[Start of Task input]

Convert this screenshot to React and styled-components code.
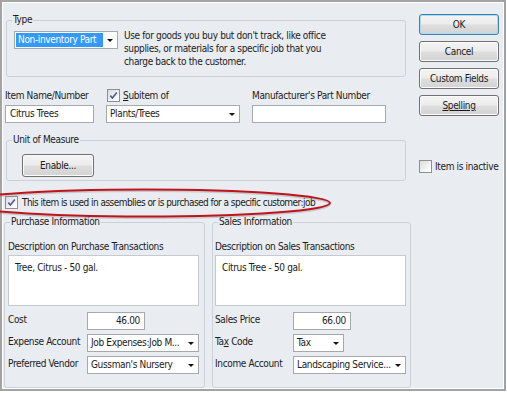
import React from 'react'
import styled, { createGlobalStyle } from 'styled-components'

const GlobalStyle = createGlobalStyle`
  body {
    margin: 0;
    background: #fff;
    font-family: "DejaVu Sans Condensed", "DejaVu Sans", sans-serif;
    font-stretch: condensed;
    font-size: 10px;
    letter-spacing: -0.35px;
    color: #1b1b1b;
  }
`

const Frame = styled.div`
  position: relative;
  width: 506px;
  height: 391px;
  box-sizing: border-box;
  border: 2px solid #a3a3a3;
  box-shadow: inset 0 0 0 1px #fff;
  background: #e9ecf0;
  padding: 11px 0 0 4px;
`

const TopArea = styled.div`
  display: flex;
  gap: 13px;
`

const LeftCol = styled.div`
  width: 400px;
`

const RightCol = styled.div`
  width: 80px;
  display: flex;
  flex-direction: column;
  gap: 6px;
  margin-top: 1px;
`

const Group = styled.fieldset`
  margin: ${p => p.$mt || 0}px 0 0 0;
  padding: 0;
  min-width: 0;
  box-sizing: border-box;
  height: ${p => p.$h}px;
  border: 1px solid #cbd1d8;
  border-radius: 3px;
`

const Legend = styled.legend`
  margin-left: 5px;
  padding: 0 1px;
  line-height: 14px;
`

const GroupBody = styled.div`
  padding: ${p => p.$pad};
`

const TypeRow = styled.div`
  display: flex;
  align-items: flex-start;
  gap: 6px;
`

const TypeDesc = styled.div`
  margin-top: -2px;
  line-height: 13px;
  white-space: nowrap;
`

const Select = styled.div`
  width: ${p => p.$w}px;
  height: 18px;
  box-sizing: border-box;
  border: 1px solid #a5a9ae;
  background: #fff;
  display: flex;
  align-items: stretch;
`

const SelectText = styled.span`
  flex: 1;
  margin: 1px 0 1px 1px;
  padding-left: 2px;
  line-height: 14px;
  white-space: nowrap;
  overflow: hidden;
  background: ${p => (p.$selected ? '#3399ff' : 'transparent')};
  color: ${p => (p.$selected ? '#fff' : '#1b1b1b')};
`

const SelectArrow = styled.span`
  width: 14px;
  display: flex;
  align-items: center;
  justify-content: center;
  &::after {
    content: '';
    border-left: 3px solid transparent;
    border-right: 3px solid transparent;
    border-top: 3px solid #111;
  }
`

const TextInput = styled.div`
  width: ${p => p.$w}px;
  height: 18px;
  box-sizing: border-box;
  border: 1px solid #a5a9ae;
  background: #fff;
  padding: 0 4px;
  line-height: 16px;
  text-align: ${p => p.$align || 'left'};
  white-space: nowrap;
`

const ItemRow = styled.div`
  display: flex;
  gap: 12px;
  margin: 9px 0 0 -1px;
`

const Field = styled.div`
  width: ${p => p.$w}px;
`

const FieldLabel = styled.div`
  height: 19px;
  display: flex;
  align-items: center;
  gap: 3px;
  white-space: nowrap;
  padding-left: ${p => p.$indent || 0}px;
`

const Box = styled.span`
  width: 13px;
  height: 13px;
  box-sizing: border-box;
  border: 1px solid #8e8f91;
  background: linear-gradient(135deg, #d9dadc 0%, #f7f7f7 70%, #fff 100%);
  display: inline-flex;
  align-items: center;
  justify-content: center;
  flex-shrink: 0;
`

const Button = styled.button`
  width: ${p => p.$w}px;
  height: ${p => p.$h}px;
  padding: 0;
  border: 1px solid ${p => (p.$default ? '#3c7fb1' : '#707070')};
  border-radius: 3px;
  background: linear-gradient(#f4f4f4 0%, #ececec 48%, #dedede 52%, #d3d3d3 100%);
  box-shadow: inset 0 0 0 1px ${p => (p.$default ? '#a9dcf5' : '#fbfbfb')};
  font-family: inherit;
  font-size: 10px;
  letter-spacing: inherit;
  color: #1b1b1b;
`

const InactiveRow = styled.div`
  margin-top: 38px;
  display: flex;
  align-items: center;
  gap: 3px;
  white-space: nowrap;
`

const AssemblyRow = styled.div`
  margin: 15px 0 0 -1px;
  display: flex;
  align-items: center;
  gap: 4px;
  height: 13px;
  letter-spacing: -0.55px;
  white-space: nowrap;
`

const Panels = styled.div`
  display: grid;
  grid-template-columns: 201px 199px;
  column-gap: 7px;
  margin: 6px 0 0 -2px;
`

const PanelLabel = styled.div`
  line-height: 14px;
  margin: 1px 0;
`

const TextArea = styled.div`
  width: 191px;
  height: 51px;
  box-sizing: border-box;
  border: 1px solid #c5cad0;
  background: #fff;
  padding: 5px 6px;
  line-height: 14px;
`

const FormGrid = styled.div`
  display: grid;
  grid-template-columns: ${p => p.$labelW}px auto;
  row-gap: 4px;
  align-items: center;
  margin-top: 6px;
`

const FormLabel = styled.span`
  line-height: 14px;
  margin-top: -3px;
  white-space: nowrap;
`

const Ellipse = styled.svg`
  position: absolute;
  left: 0;
  top: 180px;
  overflow: visible;
  pointer-events: none;
`

const Check = () => (
  <svg width="9" height="9" viewBox="0 0 9 9">
    <path d="M1.3 4.6 L3.4 7 L7.8 1.4" fill="none" stroke="#4b5d96" strokeWidth="1.6" />
  </svg>
)

const CheckBox = ({ checked }) => <Box>{checked && <Check />}</Box>

const Dropdown = ({ w, children, selected }) => (
  <Select $w={w}>
    <SelectText $selected={selected}>{children}</SelectText>
    <SelectArrow />
  </Select>
)

export default function App() {
  return (
    <>
      <GlobalStyle />
      <Frame>
        <TopArea>
          <LeftCol>
            <Group $h={64}>
              <Legend>Type</Legend>
              <GroupBody $pad="4px 0 0 7px">
                <TypeRow>
                  <Dropdown w={104} selected>Non-inventory Part</Dropdown>
                  <TypeDesc>
                    Use for goods you buy but don't track, like office<br />
                    supplies, or materials for a specific job that you<br />
                    charge back to the customer.
                  </TypeDesc>
                </TypeRow>
              </GroupBody>
            </Group>

            <ItemRow>
              <Field $w={89}>
                <FieldLabel>Item Name/Number</FieldLabel>
                <TextInput $w={89}>Citrus Trees</TextInput>
              </Field>
              <Field $w={134}>
                <FieldLabel $indent={1}>
                  <CheckBox checked />
                  <span><u>S</u>ubitem of</span>
                </FieldLabel>
                <Dropdown w={134}>Plants/Trees</Dropdown>
              </Field>
              <Field $w={134}>
                <FieldLabel>Manufacturer's Part Number</FieldLabel>
                <TextInput $w={134}></TextInput>
              </Field>
            </ItemRow>

            <Group $h={48} $mt={10}>
              <Legend>Unit of Measure</Legend>
              <GroupBody $pad="7px 0 0 15px">
                <Button $w={72} $h={23}>Enable...</Button>
              </GroupBody>
            </Group>
          </LeftCol>

          <RightCol>
            <Button $w={80} $h={21} $default>OK</Button>
            <Button $w={80} $h={21}>Cancel</Button>
            <Button $w={80} $h={21}>Custom Fields</Button>
            <Button $w={80} $h={21}><u>Spelling</u></Button>
            <InactiveRow>
              <CheckBox />
              <span>Item is inactive</span>
            </InactiveRow>
          </RightCol>
        </TopArea>

        <AssemblyRow>
          <CheckBox checked />
          <span>This item is used in assemblies or is purchased for a specific customer:job</span>
        </AssemblyRow>

        <Panels>
          <Group $h={173}>
            <Legend>Purchase Information</Legend>
            <GroupBody $pad="10px 0 0 3px">
              <PanelLabel>Description on Purchase Transactions</PanelLabel>
              <TextArea>Tree, Citrus - 50 gal.</TextArea>
              <FormGrid $labelW={79}>
                <FormLabel>Cost</FormLabel>
                <TextInput $w={58} $align="right">46.00</TextInput>
                <FormLabel>Expense Account</FormLabel>
                <Dropdown w={112}>Job Expenses:Job M...</Dropdown>
                <FormLabel>Preferred Vendor</FormLabel>
                <Dropdown w={112}>Gussman's Nursery</Dropdown>
              </FormGrid>
            </GroupBody>
          </Group>

          <Group $h={173}>
            <Legend>Sales Information</Legend>
            <GroupBody $pad="10px 0 0 2px">
              <PanelLabel>Description on Sales Transactions</PanelLabel>
              <TextArea>Citrus Tree - 50 gal.</TextArea>
              <FormGrid $labelW={78}>
                <FormLabel>Sales Price</FormLabel>
                <TextInput $w={58} $align="right">66.00</TextInput>
                <FormLabel>Ta<u>x</u> Code</FormLabel>
                <Dropdown w={51}>Tax</Dropdown>
                <FormLabel>Income Account</FormLabel>
                <Dropdown w={113}>Landscaping Service...</Dropdown>
              </FormGrid>
            </GroupBody>
          </Group>
        </Panels>

        <Ellipse width="340" height="40" viewBox="0 180 340 40">
          <ellipse cx="143" cy="202.5" rx="185" ry="13.5" fill="none" stroke="#8a8a8a" strokeOpacity="0.35" strokeWidth="2" />
          <ellipse cx="143" cy="201" rx="185" ry="13.5" fill="none" stroke="#c0141c" strokeWidth="2" />
        </Ellipse>
      </Frame>
    </>
  )
}
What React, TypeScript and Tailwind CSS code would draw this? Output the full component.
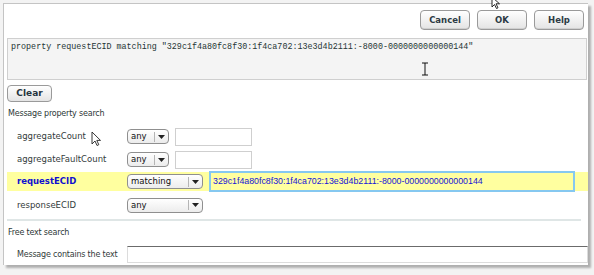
import React from "react";

const sans = { fontFamily: '"DejaVu Sans", Verdana, sans-serif' };

function Btn({ label }: { label: string }) {
  return (
    <button className="w-[50px] h-[20px] rounded-[4px] border border-[#9a9a9a] bg-gradient-to-b from-white to-[#e4e4e4] text-[8.5px] leading-none font-bold text-[#2c3a44] shadow-[inset_0_-1px_0_#cfcfcf]">
      {label}
    </button>
  );
}

function Select({ value, w }: { value: string; w: string }) {
  return (
    <div
      className={`${w} h-[15px] flex items-center rounded-[4px] border border-[#8f8f8f] bg-gradient-to-b from-white to-[#ececec] text-[8.5px] text-[#111]`}
    >
      <span className="flex-1 pl-[3px] leading-none">{value}</span>
      <span className="w-[14px] h-[10px] border-l border-[#b5b5b5] flex items-center justify-center">
        <svg width="7" height="4" viewBox="0 0 7 4">
          <path d="M0 0h7L3.5 4z" fill="#222" />
        </svg>
      </span>
    </div>
  );
}

function Row({
  label,
  children,
  cls,
  hl,
}: {
  label: string;
  children: React.ReactNode;
  cls: string;
  hl?: boolean;
}) {
  return (
    <div className={`${cls} flex items-center pl-[10px] ${hl ? "bg-[#ffff9f]" : ""}`}>
      <span
        className={`w-[110px] shrink-0 whitespace-nowrap text-[8.5px] leading-none ${
          hl ? "font-bold text-[#1010d0]" : "text-[#333b3b]"
        }`}
      >
        {label}
      </span>
      {children}
    </div>
  );
}

export default function App() {
  return (
    <div className="relative w-[594px] h-[275px] bg-[#f3f3f3] overflow-hidden" style={sans}>
      <div className="ml-[3px] mt-[3px] w-[585px] h-[262px] bg-white border-l border-t border-[#c4c4c4] shadow-[3px_3px_2px_rgba(0,0,0,0.28)] flex flex-col">
        <div className="h-[20px] mt-[6px] flex justify-end gap-[7px] pr-[4px]">
          <Btn label="Cancel" />
          <Btn label="OK" />
          <Btn label="Help" />
        </div>

        <div
          className="ml-[3px] mr-[1px] mt-[8px] h-[42px] bg-[#f4f4f4] border border-[#cfcfcf] pl-[3px] pt-[3px] text-[8.4px] leading-[10px] text-[#253535] whitespace-nowrap"
          style={{ fontFamily: '"Liberation Mono", "DejaVu Sans Mono", monospace' }}
        >
          property requestECID matching "329c1f4a80fc8f30:1f4ca702:13e3d4b2111:-8000-0000000000000144"
        </div>

        <div className="ml-[3px] mt-[5px] h-[17px] flex">
          <button className="w-[45px] h-[17px] rounded-[4px] border border-[#9a9a9a] bg-gradient-to-b from-white to-[#e4e4e4] text-[9px] leading-none font-bold text-[#26343e]">
            Clear
          </button>
        </div>

        <div className="ml-[4px] mt-[6px] h-[12px] text-[8px] tracking-[-0.2px] leading-none text-[#2d3838] flex items-center">
          Message property search
        </div>

        <div className="ml-[3px] mt-[5px] flex flex-col">
          <Row label="aggregateCount" cls="h-[23px]">
            <Select value="any" w="w-[42px]" />
            <div className="ml-[6px] w-[77px] h-[18px] border border-[#cfcfcf] bg-white" />
          </Row>
          <Row label="aggregateFaultCount" cls="h-[23px]">
            <Select value="any" w="w-[42px]" />
            <div className="ml-[6px] w-[77px] h-[18px] border border-[#cfcfcf] bg-white" />
          </Row>
          <Row label="requestECID" cls="h-[19px] mt-[1px]" hl>
            <Select value="matching" w="w-[76px]" />
            <div
              className="ml-[6px] w-[366px] h-[21px] shrink-0 border-2 border-[#86c8f0] bg-[#ffff9f] flex items-center pl-[2px] text-[8.8px] leading-none text-[#1414d8]"
              style={{ fontFamily: '"Liberation Sans", Arial, sans-serif' }}
            >
              329c1f4a80fc8f30:1f4ca702:13e3d4b2111:-8000-0000000000000144
            </div>
          </Row>
          <Row label="responseECID" cls="h-[22px] mt-[3px]">
            <Select value="any" w="w-[76px]" />
          </Row>
        </div>

        <div className="ml-[3px] mr-[7px] mt-[3px] h-[2px] bg-[#dfe6e6]" />

        <div className="ml-[4px] mt-[6px] h-[12px] text-[8px] tracking-[-0.2px] leading-none text-[#2d3838] flex items-center">
          Free text search
        </div>

        <div className="ml-[3px] mt-[7px] h-[17px] flex items-center pl-[10px]">
          <span className="w-[110px] shrink-0 whitespace-nowrap text-[8px] tracking-[-0.2px] leading-none text-[#333b3b]">
            Message contains the text
          </span>
          <div className="flex-1 h-[17px] border border-[#dcdcdc] border-t-[#6b6b6b] bg-white" />
        </div>
      </div>

      {/* mouse pointers caught in the screenshot */}
      <svg className="absolute left-[491px] top-[-4px]" width="11" height="13" viewBox="0 0 11 13">
        <path d="M1 1v10l2.5-2.5 2 4 1.5-.7-2-4H8.5z" fill="#fff" stroke="#111" strokeWidth="0.9" />
      </svg>
      <svg className="absolute left-[91px] top-[131px]" width="11" height="16" viewBox="0 0 11 16">
        <path d="M1 1v12l3-3 2 4.5 1.8-.8-2-4.3H9.5z" fill="#fff" stroke="#222" strokeWidth="0.9" />
      </svg>
      <svg className="absolute left-[421px] top-[62px]" width="8" height="14" viewBox="0 0 8 14">
        <path d="M1 1h6M1 13h6M4 1v12" stroke="#111" strokeWidth="1" fill="none" />
      </svg>
    </div>
  );
}
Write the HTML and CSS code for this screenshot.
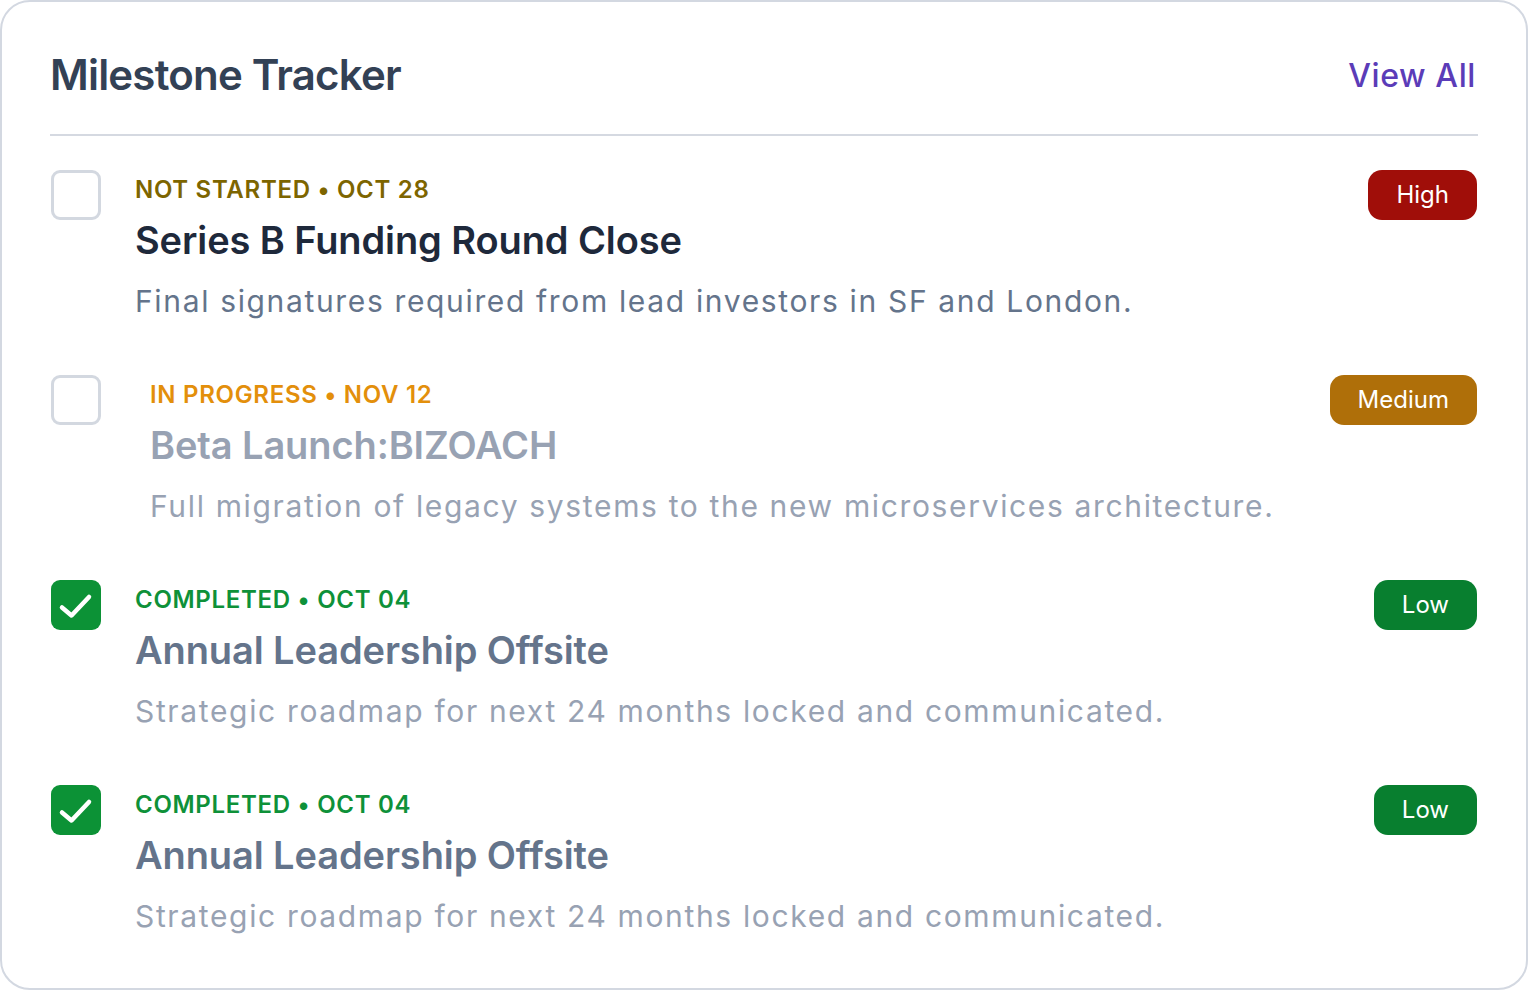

[End of Task input]

**Instructions to follow:**
Your answer should be one number: how many lines in the material above contain the string "components".

**Solution to the exercise:**
2